The camp above the Devil's Dyke is of the usual design of a hill-top fortress, the defence following the natural line of the hill, the look-out having been apparently upon the north-west, whence a remarkably extensive view is to be had both over the Weald and the Downs. But as no water would seem to have been conserved here it is difficult to believe that this camp was ever a permanent fortress which only a very large number of people could have defended. Nevertheless a great number of neolithic implements have been found there.
From Poynings in full view of Chanctonbury the beautiful road runs all the way at the foot of the Downs to that great gap through which the Adur seeks the sea, and which of old was guarded by Bramber Castle. On the way it passes through the loveliest of villages, to wit, Edburton, where in the Early English church of St Andrew is the second of the three Norman fonts of lead within this county. The church is altogether interesting, for if it is for the most part of the thirteenth century, it has a charming Decorated eastern window and it is said that Archbishop Laud himself presented the pulpit and altar rails. What the two low side windows were for I know not, but the chapel on the north was dedicated in honour of St Catherine of Alexandria.
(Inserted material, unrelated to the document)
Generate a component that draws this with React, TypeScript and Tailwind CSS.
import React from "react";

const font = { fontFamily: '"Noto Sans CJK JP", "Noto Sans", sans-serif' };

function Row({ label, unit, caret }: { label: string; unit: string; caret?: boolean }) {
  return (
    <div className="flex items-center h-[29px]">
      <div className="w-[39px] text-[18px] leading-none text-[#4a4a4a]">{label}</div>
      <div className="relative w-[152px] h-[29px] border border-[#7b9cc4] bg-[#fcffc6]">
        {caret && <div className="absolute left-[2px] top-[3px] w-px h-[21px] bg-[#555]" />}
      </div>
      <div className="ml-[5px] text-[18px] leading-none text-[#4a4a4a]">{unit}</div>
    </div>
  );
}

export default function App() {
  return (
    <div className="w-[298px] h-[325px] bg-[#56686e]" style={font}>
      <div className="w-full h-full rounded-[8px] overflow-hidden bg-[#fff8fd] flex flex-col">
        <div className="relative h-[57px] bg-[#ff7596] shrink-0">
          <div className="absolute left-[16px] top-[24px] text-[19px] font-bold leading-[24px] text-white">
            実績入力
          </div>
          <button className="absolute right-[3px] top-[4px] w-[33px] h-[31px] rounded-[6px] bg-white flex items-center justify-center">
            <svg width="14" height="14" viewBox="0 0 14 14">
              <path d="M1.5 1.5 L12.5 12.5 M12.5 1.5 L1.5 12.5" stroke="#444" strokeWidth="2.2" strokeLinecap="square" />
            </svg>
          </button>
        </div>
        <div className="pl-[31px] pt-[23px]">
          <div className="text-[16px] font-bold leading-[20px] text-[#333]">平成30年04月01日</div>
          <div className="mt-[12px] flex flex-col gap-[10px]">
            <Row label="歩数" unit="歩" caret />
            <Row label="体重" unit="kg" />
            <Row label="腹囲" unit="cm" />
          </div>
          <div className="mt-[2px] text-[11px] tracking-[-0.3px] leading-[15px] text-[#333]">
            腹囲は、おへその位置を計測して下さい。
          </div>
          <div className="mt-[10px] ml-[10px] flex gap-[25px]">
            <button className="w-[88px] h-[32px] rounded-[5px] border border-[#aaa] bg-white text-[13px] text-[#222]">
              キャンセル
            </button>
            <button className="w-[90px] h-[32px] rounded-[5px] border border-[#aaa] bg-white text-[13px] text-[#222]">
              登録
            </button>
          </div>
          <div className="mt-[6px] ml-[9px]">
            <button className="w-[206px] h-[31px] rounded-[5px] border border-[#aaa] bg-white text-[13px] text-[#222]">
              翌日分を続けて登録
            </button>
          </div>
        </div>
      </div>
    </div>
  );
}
It was already dusk when I came out of Edburton church, the late dusk of a day in early May; and so, liking the place passing well, I determined to sleep there and soon found a hospitable cottage. In the morning I liked the place better still, and remembering the "tarmac" and the sophistication (alas!) of Steyning, I decided to stay where I was two or three days and to visit thence a place in the Weald it had long been my desire to see. And so having made up my mind, before nine o'clock I set out on my way.